Stratford traded first in Cheshire cheese and woollen hose from the country, but then switched to rough flax, linen yarn, wheat, and rye, bought from Baltic merchants in exchange for English broadcloth. He entered into partnership with John Hopkins, a fellow apprentice, who also married one of Robinson's daughters. When, through a second marriage, Hopkins became a kinsman of one Vickares, a woollen draper, Hopkins took over the broadcloth trade and Stratford concentrated on the flax trade, in partnership with three others, his half-brother Ralph, Thomas Lane, married to a third daughter of Robinson, and Humphrey Thornbury. They prospered and employed many poor in and near London to dress flax, until the Dutch brought in dressed flax and business diminished.

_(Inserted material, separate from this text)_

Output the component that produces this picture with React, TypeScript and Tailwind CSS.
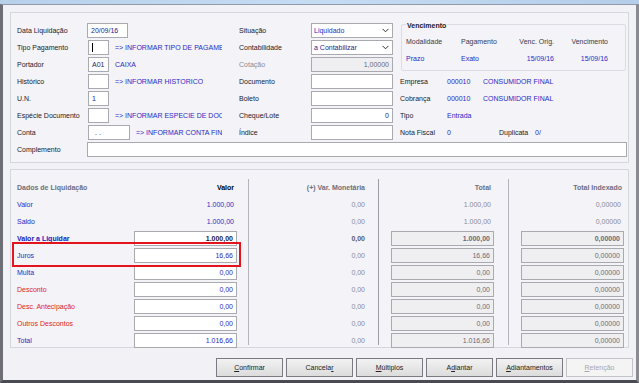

Stratford returned to his Prescott estate in Gloucestershire and began to grow tobacco, raising some capital from Abraham Burrell, but Henry Somerscales as his main partner. At the same time Stratford was engaged with his half-brother Ralph in soap-boiling in London, and dealt in tallow, potash, soap-ash, and oil. An appeal to the privy council in 1623 prompted their recommendation that his creditors forbear, for one year, later extended, to press for payment. He paid off some debts in sheep, and by growing flax at Winchcombe and Cockbury on 40 acres, employing 800 poor. He also experimented with linen manufacture. He urged the growing of flax and hemp as a state policy, and more ploughing of pasture to make work.

Death

The date and place of his death are unknown; a lawsuit implies that Stratford was still living in 1634, but he predeceased his wife, whose will was proved on 1 May 1654. The administration of the estate of a John Stratford of Monmouth was granted to his wife Joan in 1638.